We conclude that, pursuant to LSA-R.S. 30:10 A(3), the Taylors' cause of action against the unit operator for an accounting due to the operator's alleged breach of his statutory obligation to pay, is quasi contractual in nature. Thus, the Taylors' cause of action is subject to a liberative prescription of ten years, as provided in LSA-C.C. art. 3499.
For these reasons, we find no error in the trial court's denial of the prescription exception filed by the Succession of Wentworth.
CONCLUSION
Based upon the foregoing, the trial court's judgment denying the Succession of Wentworth's exception of prescription is affirmed. However, the trial court's judgment granting summary judgment in favor of the Succession of Wentworth and dismissing the Taylors' suit is reversed, and this matter is remanded for further proceedings.
Costs of this appeal are assessed against defendant, the Succession of E.C. Wentworth.

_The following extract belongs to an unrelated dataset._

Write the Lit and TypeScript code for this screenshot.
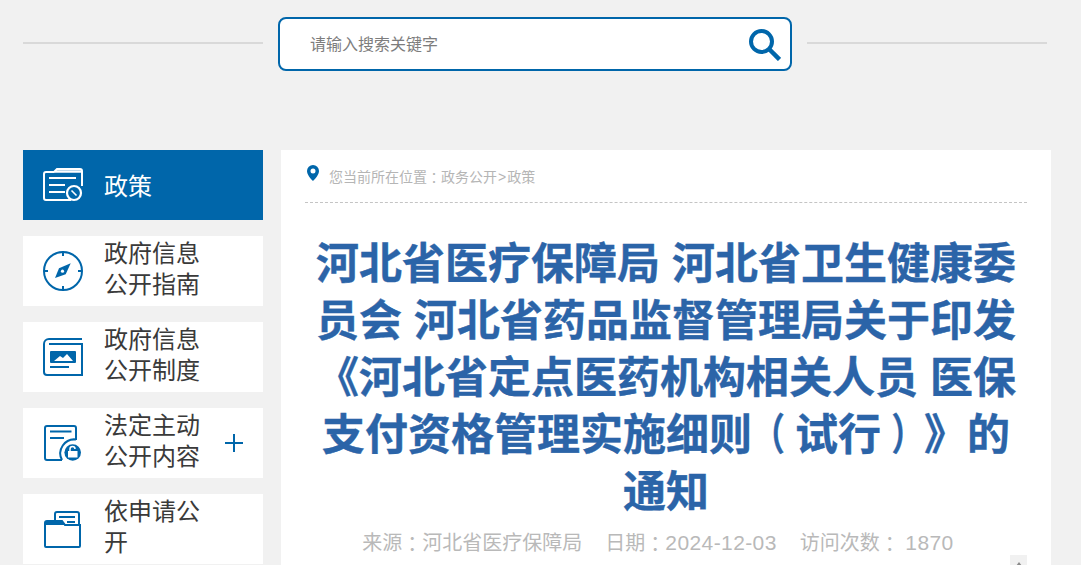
import { LitElement, html, css } from "lit";
import { customElement } from "lit/decorators.js";

const ic = {
  policy: html`<svg viewBox="0 0 40 34" width="40" height="34" fill="none" stroke="#fff" stroke-width="2"><path d="M28 32H3a2 2 0 0 1-2-2V6a2 2 0 0 1 2-2h8l3-3h23a2 2 0 0 1 2 2v15"/><path d="M12 3.500h26" stroke-width="2.500"/><path d="M6 10h27M6 17h16M6 24h16"/><circle cx="31" cy="25" r="7" stroke-width="2.200"/><path d="M28.500 22.500l5 5" stroke-width="1.600"/></svg>`,
  compass: html`<svg viewBox="0 0 40 40" width="40" height="40" fill="none" stroke="#0066aa" stroke-width="2"><circle cx="20" cy="20" r="19"/><path d="M20 1v4M20 35v4M1 20h4M35 20h4"/><path d="M27.700 12.300L22.700 23.300 12 27 16 17.300z" stroke="none" fill="#0066aa"/><circle cx="19.500" cy="20.200" r="1.600" fill="#fff" stroke="none"/></svg>`,
  book: html`<svg viewBox="0 0 40 38" width="40" height="38" fill="none" stroke="#0066aa" stroke-width="2"><path d="M39 1H6a5 5 0 0 0-5 5v28a3 3 0 0 0 3 3h35V6H6"/><rect x="7" y="13" width="26" height="12" rx="1" fill="#0066aa" stroke="none"/><path d="M11 23l6-5 3 2 4-4 6 7z" fill="#fff" stroke="none"/><path d="M7 29h19"/></svg>`,
  doc: html`<svg viewBox="0 0 40 37" width="40" height="37" fill="none" stroke="#0066aa" stroke-width="2"><path d="M19 35H4a2 2 0 0 1-2-2V3a2 2 0 0 1 2-2h27a2 2 0 0 1 2 2v12"/><path d="M19 35a14 14 0 0 1 14-20.500"/><path d="M7 6.500h21.500M7 13h14"/><circle cx="29.700" cy="27.500" r="8.300" fill="#0066aa" stroke="none"/><rect x="25" y="26" width="9.500" height="6.500" fill="#fff" stroke="none"/><path d="M27 26v-2a2.500 2.500 0 0 1 5 0" stroke="#fff" stroke-width="1.500"/></svg>`,
  folder: html`<svg viewBox="0 0 40 37" width="40" height="37" fill="none" stroke="#0066aa" stroke-width="2"><path d="M12 9V3a2 2 0 0 1 2-2h20a2 2 0 0 1 2 2v10"/><path d="M16 6h16M24 11h8"/><path d="M2 12a2 2 0 0 1 2-2h15l3 4h15v21a1 1 0 0 1-1 1H3a1 1 0 0 1-1-1z"/><path d="M2 10h17l3 4H2z" fill="#0066aa" stroke="none"/></svg>`,
};

const p = (s: string) => html`<span class="p">${s}</span>`;

@customElement("app-root")
export class AppRoot extends LitElement {
  static styles = css`
    :host {
      display: block;
      height: 565px;
      overflow: hidden;
      background: #f1f1f1;
      font-family: "Liberation Sans", "Noto Sans CJK SC", sans-serif;
      color: #3a3a3a;
      text-spacing-trim: space-all;
      font-kerning: none;
    }
    .p { font-family: "Noto Sans CJK TC", sans-serif; line-height: 1; }
    .top {
      display: grid;
      grid-template-columns: 240px 514px 240px;
      column-gap: 15px;
      align-items: center;
      padding: 17px 0 0 23px;
    }
    .rule { height: 2px; background: #d9d9d9; margin-top: -2px; }
    .search {
      box-sizing: border-box;
      height: 54px;
      border: 2px solid #0066aa;
      border-radius: 8px;
      background: #fff;
      display: flex;
      align-items: center;
      justify-content: space-between;
      padding: 0 9px 0 30px;
      font-size: 16px;
      color: #7d7d7d;
    }
    .search span { padding-bottom: 2px; }
    .search svg { margin: 2px 0 0 0; }
    .main {
      display: grid;
      grid-template-columns: 240px 770px;
      column-gap: 18px;
      align-items: start;
      padding: 79px 0 0 23px;
    }
    .nav { display: flex; flex-direction: column; gap: 16px; }
    .item {
      height: 70px;
      background: #fff;
      display: grid;
      grid-template-columns: 81px 96px 1fr;
      align-items: center;
      font-size: 24px;
      line-height: 31px;
    }
    .item.active { background: #0066aa; color: #fff; }
    .label { padding-bottom: 4px; }
    .active .label { padding: 2px 0 0; }
    .icon { display: flex; padding-left: 20px; }
    .plus { position: relative; width: 18px; height: 18px; margin-left: 25px; }
    .plus::before, .plus::after { content: ""; position: absolute; background: #0066aa; }
    .plus::before { left: 0; right: 0; top: 8px; height: 2px; }
    .plus::after { top: 0; bottom: 0; left: 8px; width: 2px; }
    .content { background: #fff; padding: 0 24px; height: 500px; position: relative; }
    .crumb {
      height: 53px;
      box-sizing: border-box;
      border-bottom: 1px dashed #c4c4c4;
      display: flex;
      align-items: center;
      gap: 10px;
      padding: 0 0 0 2px;
      font-size: 14px;
      color: #b5b5b5;
    }
    .crumb svg { margin-top: -6px; }
    .crumb .p { display: inline-block; transform: translateY(1px); }
    .gt { margin: 0 1px; }
    h1 {
      margin: 33px 0 0;
      font-size: 43px;
      line-height: 57px;
      font-weight: 700;
      color: #2b64a8;
      text-align: center;
      -webkit-text-stroke: 0.4px #2b64a8;
    }
    h1 .ln { display: block; white-space: nowrap; }
    .lp, .rp { display: inline-block; width: 1em; line-height: 1; }
    .lp { transform: translateX(-5px) scaleX(0.75); }
    .rp { transform: translateX(5px) scaleX(0.75); }
    .meta {
      font-size: 20px;
      line-height: 28px;
      color: #b9b9b9;
      text-align: center;
      margin-top: 8px;
      padding-right: 16px;
      white-space: pre;
    }
    .meta .p { display: inline-block; transform: translateY(2px); }
    .num { font-size: 21px; letter-spacing: 0.4px; line-height: 1; }
    .meta .item-m + .item-m { margin-left: 23px; }
    .scroll {
      position: absolute;
      right: 24px;
      top: 405px;
      width: 17px;
      height: 17px;
      background: #f1f1f1;
      display: flex;
      justify-content: center;
      padding-top: 7px;
      box-sizing: border-box;
    }
    .scroll i {
      display: block;
      border: 3px solid transparent;
      border-bottom: 4px solid #8a8a8a;
      border-top: 0;
      width: 0;
      height: 0;
    }
  `;

  render() {
    const items = [
      [ic.compass, "政府信息公开指南", false],
      [ic.book, "政府信息公开制度", false],
      [ic.doc, "法定主动公开内容", true],
      [ic.folder, "依申请公开", false],
    ] as const;
    return html`
      <div class="top">
        <div class="rule"></div>
        <div class="search">
          <span>请输入搜索关键字</span>
          <svg width="32" height="32" viewBox="0 0 32 32" fill="none" stroke="#0066aa">
            <circle cx="12.500" cy="12.500" r="10.500" stroke-width="4"/>
            <path d="M20 20l10.500 10.500" stroke-width="4.500"/>
          </svg>
        </div>
        <div class="rule"></div>
      </div>
      <div class="main">
        <div class="nav">
          <div class="item active"><div class="icon">${ic.policy}</div><div class="label">政策</div></div>
          ${items.map(
            ([i, t, plus]) => html`<div class="item">
              <div class="icon">${i}</div>
              <div class="label">${t}</div>
              ${plus ? html`<div class="plus"></div>` : ""}
            </div>`
          )}
        </div>
        <div class="content">
          <div class="crumb">
            <svg width="12" height="16" viewBox="0 0 12 16"><path fill-rule="evenodd" fill="#0066aa" d="M6 0a6 6 0 0 1 6 6c0 3.500-3.500 7.500-6 10C3.500 13.500 0 9.500 0 6a6 6 0 0 1 6-6zm0 3.500a2.500 2.500 0 1 0 0 5 2.500 2.500 0 0 0 0-5z"/></svg>
            <span>您当前所在位置${p("：")}政务公开<span class="gt">&gt;</span>政策</span>
          </div>
          <h1><span class="ln">河北省医疗保障局 河北省卫生健康委</span><span class="ln">员会 河北省药品监督管理局关于印发</span><span class="ln">《河北省定点医药机构相关人员 医保</span><span class="ln">支付资格管理实施细则<span class="p lp">（</span>试行<span class="p rp">）</span>》的</span><span class="ln">通知</span></h1>
          <div class="meta"><span class="item-m">来源${p("：")}河北省医疗保障局</span><span class="item-m">日期${p("：")}<span class="num">2024-12-03</span></span><span class="item-m">访问次数${p("：")} <span class="num">1870</span></span></div>
          <div class="scroll"><i></i></div>
        </div>
      </div>
    `;
  }
}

REVERSED IN PART; AFFIRMED IN PART; AND REMANDED.
NOTES
[1] John Marvin Taylor died on June 12, 1986. John M. Taylor, Jr. and Frank Scott Taylor were substituted as parties plaintiff for the decedent. E.C. Wentworth also died during the pendency of these proceedings. An answer was filed by J.W. Seibert, III, the ancillary testamentary executor of the Succession of E.C. Wentworth.
[2] The basic facts giving rise to this litigation and a detailed discussion of the procedural history of this case are set forth in Taylor v. Woodpecker Corporation, 562 So.2d 888 (La.1990), and will not be repeated herein.